* **Exercise instructions**: Print exactly the lines from the first one down to the line containing "type Status = 'yellow' | 'green' | 'red';", both ends included, with no pictures and nothing else.

* **Stored data**:
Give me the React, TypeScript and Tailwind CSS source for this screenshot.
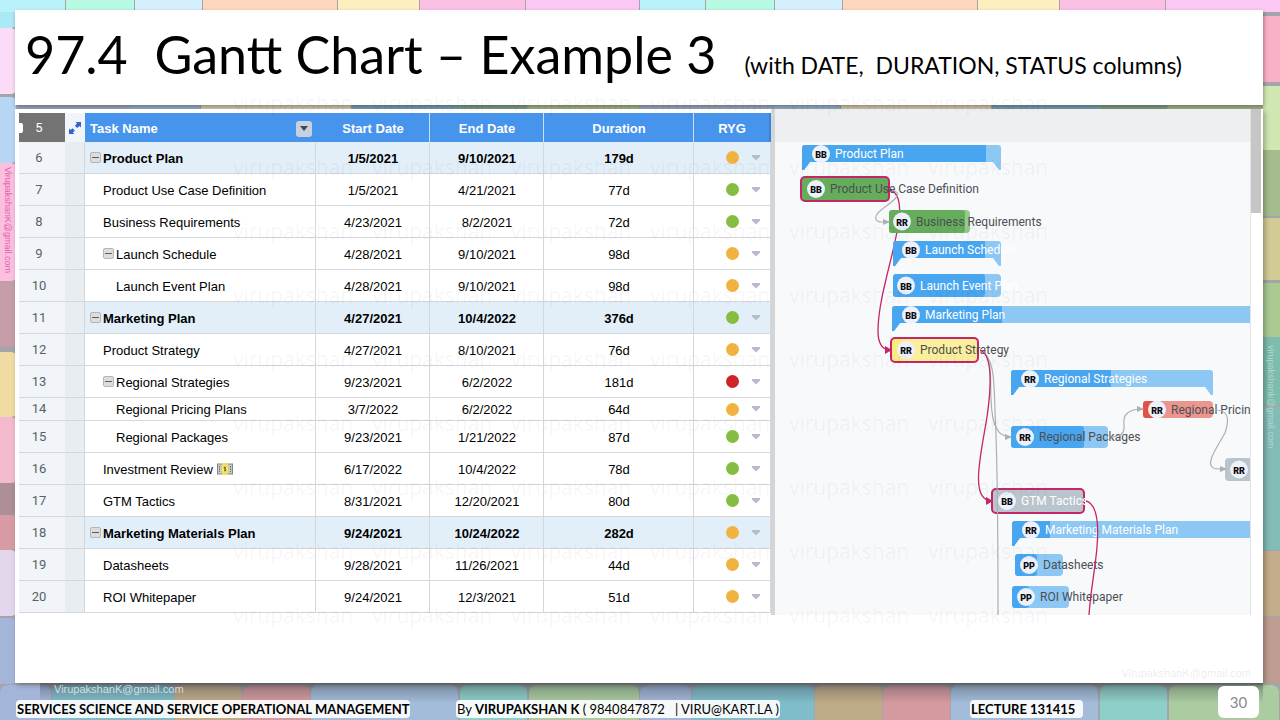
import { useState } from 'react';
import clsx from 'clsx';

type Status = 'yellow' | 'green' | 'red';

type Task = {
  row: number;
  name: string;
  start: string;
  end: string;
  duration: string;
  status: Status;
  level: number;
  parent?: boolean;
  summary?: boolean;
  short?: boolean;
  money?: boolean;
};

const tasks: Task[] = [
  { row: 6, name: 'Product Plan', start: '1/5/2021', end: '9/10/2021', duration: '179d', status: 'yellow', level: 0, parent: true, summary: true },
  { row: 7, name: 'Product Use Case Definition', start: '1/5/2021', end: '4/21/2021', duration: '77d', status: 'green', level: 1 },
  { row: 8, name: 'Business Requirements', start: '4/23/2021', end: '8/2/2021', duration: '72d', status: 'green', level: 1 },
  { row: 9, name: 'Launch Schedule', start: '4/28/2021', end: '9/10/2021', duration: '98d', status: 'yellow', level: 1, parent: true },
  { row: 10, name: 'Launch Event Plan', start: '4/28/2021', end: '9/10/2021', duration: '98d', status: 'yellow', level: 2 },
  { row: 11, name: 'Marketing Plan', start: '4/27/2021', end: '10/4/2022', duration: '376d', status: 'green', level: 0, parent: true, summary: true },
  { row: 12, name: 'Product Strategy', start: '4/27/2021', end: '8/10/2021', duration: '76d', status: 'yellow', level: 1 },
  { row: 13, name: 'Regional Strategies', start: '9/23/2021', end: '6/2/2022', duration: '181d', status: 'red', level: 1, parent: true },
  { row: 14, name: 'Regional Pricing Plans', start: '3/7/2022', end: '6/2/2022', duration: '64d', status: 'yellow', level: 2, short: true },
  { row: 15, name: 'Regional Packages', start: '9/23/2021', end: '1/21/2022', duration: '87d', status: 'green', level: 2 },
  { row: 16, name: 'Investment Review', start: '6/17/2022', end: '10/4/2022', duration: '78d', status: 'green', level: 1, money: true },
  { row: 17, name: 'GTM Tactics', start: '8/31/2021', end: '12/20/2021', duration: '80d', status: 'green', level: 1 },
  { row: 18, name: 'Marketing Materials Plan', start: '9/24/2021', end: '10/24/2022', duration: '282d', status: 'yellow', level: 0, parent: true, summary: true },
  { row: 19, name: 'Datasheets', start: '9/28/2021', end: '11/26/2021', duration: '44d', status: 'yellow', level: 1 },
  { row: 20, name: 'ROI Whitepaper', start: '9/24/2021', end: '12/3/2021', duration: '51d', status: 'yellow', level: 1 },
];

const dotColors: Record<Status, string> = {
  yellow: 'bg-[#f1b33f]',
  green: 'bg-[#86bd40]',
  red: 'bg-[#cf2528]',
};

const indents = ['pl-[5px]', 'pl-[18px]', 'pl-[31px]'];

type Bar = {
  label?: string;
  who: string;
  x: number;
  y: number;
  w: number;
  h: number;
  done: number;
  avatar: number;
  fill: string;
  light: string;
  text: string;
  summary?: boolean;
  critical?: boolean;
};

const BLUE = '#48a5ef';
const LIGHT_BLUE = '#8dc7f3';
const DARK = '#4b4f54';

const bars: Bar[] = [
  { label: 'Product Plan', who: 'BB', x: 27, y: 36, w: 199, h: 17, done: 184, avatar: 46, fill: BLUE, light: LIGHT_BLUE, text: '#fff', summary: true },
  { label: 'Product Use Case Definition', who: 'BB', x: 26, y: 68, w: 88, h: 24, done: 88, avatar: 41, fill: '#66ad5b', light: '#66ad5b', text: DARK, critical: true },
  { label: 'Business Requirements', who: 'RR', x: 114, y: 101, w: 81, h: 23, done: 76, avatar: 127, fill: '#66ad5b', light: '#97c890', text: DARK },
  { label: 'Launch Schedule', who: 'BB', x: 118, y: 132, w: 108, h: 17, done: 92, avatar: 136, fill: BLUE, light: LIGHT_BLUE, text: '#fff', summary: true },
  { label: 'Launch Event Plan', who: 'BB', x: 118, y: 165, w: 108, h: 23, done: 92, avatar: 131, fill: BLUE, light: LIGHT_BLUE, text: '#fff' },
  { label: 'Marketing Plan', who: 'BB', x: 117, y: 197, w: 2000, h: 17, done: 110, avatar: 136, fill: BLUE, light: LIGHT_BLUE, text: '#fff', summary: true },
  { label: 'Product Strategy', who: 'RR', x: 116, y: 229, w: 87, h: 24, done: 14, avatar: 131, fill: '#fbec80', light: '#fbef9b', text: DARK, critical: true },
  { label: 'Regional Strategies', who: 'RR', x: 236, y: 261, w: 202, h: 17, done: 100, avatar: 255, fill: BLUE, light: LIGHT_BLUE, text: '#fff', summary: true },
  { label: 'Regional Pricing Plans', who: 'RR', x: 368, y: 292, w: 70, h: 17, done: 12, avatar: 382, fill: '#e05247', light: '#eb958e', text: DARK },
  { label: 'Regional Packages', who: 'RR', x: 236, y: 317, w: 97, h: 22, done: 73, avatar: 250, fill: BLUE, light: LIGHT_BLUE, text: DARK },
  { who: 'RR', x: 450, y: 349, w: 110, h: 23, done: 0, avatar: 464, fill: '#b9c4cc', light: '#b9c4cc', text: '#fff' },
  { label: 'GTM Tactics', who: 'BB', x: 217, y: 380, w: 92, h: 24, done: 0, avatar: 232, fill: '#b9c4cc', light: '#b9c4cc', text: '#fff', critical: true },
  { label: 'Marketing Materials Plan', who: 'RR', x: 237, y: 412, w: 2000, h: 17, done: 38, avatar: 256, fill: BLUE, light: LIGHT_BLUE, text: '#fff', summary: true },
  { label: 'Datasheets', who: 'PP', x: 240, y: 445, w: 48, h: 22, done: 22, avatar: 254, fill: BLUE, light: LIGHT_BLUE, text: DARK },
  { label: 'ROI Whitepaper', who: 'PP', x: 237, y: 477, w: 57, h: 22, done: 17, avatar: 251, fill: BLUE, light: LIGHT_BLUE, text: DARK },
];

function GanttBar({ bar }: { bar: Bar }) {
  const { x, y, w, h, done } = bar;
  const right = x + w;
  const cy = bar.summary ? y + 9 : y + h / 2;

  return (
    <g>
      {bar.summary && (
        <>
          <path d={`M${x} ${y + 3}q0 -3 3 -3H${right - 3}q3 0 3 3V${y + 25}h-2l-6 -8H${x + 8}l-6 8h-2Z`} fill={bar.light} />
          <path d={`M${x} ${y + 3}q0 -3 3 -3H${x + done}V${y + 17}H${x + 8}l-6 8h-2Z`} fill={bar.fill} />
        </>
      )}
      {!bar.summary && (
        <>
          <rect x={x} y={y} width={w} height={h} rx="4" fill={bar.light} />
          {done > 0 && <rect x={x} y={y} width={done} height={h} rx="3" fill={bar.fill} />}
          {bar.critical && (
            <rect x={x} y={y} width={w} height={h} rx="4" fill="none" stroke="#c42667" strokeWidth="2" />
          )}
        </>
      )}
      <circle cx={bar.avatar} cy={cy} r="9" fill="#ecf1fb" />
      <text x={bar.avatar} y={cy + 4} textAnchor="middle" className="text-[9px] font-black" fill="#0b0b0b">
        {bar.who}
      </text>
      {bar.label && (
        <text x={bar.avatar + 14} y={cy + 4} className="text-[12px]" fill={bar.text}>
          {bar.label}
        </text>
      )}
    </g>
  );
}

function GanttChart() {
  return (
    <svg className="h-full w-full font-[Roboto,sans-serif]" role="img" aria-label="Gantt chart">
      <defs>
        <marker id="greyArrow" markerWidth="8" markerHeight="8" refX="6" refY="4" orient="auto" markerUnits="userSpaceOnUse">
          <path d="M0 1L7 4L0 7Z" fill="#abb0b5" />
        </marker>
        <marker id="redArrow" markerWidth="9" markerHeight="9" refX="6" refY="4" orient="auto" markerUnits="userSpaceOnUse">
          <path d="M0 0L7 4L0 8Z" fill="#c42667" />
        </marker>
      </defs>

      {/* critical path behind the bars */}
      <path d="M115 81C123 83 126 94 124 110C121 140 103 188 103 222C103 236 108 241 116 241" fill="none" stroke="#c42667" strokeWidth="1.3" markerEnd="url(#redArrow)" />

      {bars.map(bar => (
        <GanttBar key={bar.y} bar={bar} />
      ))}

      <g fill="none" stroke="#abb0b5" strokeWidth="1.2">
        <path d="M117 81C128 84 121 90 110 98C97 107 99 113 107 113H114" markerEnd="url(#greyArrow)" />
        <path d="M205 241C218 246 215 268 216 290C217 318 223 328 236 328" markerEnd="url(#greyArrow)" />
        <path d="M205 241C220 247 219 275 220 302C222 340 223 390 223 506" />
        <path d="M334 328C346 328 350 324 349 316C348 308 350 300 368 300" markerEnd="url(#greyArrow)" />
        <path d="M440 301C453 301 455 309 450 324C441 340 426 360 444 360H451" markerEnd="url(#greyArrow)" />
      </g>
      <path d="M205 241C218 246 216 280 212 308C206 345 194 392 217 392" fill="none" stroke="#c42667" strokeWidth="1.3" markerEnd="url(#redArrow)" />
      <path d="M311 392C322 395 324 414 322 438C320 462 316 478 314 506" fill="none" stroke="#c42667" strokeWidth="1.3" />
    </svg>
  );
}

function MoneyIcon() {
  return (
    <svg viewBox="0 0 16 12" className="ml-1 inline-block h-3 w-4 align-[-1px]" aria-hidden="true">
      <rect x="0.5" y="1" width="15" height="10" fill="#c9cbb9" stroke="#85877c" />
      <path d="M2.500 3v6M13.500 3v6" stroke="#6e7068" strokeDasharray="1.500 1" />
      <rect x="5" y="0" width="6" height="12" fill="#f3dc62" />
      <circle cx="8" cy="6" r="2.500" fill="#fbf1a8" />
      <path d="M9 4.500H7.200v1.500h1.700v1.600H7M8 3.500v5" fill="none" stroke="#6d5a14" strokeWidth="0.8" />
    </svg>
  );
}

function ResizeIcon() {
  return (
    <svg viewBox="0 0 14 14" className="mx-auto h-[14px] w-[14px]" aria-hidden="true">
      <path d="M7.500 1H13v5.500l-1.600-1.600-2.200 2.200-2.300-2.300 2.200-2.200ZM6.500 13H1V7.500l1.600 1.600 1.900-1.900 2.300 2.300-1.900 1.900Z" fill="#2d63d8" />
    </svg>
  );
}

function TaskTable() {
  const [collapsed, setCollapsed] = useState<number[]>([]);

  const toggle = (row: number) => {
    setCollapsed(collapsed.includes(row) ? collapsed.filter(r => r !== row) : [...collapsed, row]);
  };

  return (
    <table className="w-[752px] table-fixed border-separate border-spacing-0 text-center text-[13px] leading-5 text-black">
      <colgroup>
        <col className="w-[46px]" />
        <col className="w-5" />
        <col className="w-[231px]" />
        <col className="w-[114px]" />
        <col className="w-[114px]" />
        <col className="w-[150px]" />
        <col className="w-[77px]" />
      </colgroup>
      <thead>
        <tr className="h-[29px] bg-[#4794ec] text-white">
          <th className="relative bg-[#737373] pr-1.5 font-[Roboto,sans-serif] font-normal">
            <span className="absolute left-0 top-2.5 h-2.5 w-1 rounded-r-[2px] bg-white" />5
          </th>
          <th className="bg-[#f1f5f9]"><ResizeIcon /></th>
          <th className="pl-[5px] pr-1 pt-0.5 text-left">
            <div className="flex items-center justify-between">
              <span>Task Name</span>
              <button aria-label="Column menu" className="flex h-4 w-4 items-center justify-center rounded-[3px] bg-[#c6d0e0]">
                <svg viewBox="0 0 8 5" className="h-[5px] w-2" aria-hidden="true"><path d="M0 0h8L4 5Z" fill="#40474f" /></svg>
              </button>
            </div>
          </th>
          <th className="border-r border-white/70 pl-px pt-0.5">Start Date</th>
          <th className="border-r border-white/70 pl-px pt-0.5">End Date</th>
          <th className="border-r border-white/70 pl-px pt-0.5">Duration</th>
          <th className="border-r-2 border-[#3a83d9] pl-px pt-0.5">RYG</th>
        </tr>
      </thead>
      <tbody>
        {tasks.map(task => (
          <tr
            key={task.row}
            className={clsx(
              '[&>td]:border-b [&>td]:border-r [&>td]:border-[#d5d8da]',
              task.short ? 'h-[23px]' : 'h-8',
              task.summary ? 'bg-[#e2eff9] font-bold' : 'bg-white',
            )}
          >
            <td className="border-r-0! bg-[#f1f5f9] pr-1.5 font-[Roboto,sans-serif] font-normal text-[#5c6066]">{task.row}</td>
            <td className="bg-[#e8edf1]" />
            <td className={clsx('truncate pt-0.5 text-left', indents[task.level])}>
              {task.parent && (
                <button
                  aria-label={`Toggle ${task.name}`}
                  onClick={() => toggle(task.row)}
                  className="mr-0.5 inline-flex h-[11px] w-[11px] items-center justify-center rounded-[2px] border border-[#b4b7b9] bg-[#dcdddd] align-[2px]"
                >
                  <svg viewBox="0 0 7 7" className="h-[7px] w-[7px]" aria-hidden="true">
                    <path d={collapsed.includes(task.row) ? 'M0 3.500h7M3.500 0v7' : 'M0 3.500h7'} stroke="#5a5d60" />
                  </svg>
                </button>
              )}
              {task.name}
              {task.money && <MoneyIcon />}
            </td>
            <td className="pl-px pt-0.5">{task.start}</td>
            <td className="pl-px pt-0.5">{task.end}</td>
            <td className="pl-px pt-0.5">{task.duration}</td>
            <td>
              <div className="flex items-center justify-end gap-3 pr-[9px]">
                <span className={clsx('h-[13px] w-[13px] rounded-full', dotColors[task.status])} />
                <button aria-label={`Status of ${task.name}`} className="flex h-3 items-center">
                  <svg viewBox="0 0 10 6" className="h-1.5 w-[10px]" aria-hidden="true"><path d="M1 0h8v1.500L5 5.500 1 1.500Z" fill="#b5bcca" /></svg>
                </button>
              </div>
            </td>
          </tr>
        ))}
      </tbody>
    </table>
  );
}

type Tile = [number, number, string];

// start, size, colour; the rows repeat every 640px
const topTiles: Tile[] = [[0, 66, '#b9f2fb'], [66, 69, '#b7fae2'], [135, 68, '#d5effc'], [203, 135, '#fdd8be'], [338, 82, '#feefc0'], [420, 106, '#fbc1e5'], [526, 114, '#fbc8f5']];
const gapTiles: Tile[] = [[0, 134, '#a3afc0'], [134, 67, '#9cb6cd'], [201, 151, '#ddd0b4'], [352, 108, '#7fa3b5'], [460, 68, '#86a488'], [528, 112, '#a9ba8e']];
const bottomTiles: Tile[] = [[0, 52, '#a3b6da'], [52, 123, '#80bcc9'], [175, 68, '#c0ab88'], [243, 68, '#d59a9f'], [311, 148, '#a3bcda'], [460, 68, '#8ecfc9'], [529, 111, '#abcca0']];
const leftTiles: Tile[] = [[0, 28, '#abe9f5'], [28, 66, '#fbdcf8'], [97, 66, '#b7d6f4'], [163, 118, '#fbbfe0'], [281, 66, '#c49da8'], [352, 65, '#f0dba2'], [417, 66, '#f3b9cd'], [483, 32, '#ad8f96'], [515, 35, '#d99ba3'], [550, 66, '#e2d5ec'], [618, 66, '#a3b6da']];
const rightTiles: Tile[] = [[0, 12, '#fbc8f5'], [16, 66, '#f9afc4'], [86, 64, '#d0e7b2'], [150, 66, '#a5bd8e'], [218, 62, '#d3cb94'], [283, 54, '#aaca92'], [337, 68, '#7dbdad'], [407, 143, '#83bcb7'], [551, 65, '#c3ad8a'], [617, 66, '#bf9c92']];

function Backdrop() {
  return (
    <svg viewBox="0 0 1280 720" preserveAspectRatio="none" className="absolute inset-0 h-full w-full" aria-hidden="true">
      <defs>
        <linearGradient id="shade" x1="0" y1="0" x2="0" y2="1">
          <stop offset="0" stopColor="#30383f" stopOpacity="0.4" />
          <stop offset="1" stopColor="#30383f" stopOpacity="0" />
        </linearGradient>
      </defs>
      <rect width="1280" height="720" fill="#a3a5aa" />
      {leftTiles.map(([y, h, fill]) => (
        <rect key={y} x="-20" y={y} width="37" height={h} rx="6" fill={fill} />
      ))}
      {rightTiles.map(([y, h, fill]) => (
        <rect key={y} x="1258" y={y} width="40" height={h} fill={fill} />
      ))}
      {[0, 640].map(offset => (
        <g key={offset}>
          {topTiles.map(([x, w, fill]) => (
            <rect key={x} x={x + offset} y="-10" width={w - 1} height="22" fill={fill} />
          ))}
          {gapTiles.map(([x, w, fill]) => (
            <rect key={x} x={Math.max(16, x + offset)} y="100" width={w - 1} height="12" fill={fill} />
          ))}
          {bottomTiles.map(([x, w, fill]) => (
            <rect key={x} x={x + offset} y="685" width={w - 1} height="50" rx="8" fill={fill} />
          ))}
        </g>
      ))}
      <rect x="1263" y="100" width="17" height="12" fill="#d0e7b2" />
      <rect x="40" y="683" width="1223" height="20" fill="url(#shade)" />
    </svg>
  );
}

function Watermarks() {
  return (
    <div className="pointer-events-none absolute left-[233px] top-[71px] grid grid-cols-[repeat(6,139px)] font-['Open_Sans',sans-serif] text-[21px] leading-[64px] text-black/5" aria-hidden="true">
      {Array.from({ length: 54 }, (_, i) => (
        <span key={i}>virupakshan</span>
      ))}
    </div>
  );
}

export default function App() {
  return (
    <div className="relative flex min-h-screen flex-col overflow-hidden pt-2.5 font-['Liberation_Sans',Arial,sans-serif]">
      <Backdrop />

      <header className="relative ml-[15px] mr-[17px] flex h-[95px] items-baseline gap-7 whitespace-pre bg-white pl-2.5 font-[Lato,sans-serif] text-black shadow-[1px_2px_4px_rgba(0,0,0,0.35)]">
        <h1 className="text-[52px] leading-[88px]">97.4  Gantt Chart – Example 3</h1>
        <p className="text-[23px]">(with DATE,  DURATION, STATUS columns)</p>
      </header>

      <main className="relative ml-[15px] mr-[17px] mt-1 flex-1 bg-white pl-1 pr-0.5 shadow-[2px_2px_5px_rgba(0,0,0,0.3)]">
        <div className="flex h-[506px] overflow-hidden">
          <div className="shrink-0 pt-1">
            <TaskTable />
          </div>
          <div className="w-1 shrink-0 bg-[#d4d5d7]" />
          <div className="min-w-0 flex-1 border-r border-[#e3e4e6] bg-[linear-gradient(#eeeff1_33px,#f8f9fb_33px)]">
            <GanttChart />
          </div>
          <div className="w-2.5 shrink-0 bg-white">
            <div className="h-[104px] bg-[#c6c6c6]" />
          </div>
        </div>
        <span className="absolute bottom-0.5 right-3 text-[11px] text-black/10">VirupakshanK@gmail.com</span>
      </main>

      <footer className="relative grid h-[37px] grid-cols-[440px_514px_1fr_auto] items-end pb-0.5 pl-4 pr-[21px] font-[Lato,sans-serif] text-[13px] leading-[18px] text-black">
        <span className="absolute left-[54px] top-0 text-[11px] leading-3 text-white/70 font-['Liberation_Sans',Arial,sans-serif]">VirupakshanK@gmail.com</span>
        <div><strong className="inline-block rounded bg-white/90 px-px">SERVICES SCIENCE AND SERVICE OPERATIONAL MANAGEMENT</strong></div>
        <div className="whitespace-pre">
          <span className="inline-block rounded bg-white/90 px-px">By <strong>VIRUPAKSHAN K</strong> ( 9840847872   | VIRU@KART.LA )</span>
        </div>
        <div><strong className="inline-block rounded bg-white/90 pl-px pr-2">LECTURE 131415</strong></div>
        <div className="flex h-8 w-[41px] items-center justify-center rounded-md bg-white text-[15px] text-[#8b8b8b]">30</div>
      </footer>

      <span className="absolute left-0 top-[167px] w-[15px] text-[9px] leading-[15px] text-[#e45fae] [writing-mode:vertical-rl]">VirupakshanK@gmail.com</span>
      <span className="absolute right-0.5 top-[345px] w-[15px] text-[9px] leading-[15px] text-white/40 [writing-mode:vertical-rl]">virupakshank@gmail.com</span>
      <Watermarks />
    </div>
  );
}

* **Answer to this task**:
Give me the React, TypeScript and Tailwind CSS source for this screenshot.
import { useState } from 'react';
import clsx from 'clsx';

type Status = 'yellow' | 'green' | 'red';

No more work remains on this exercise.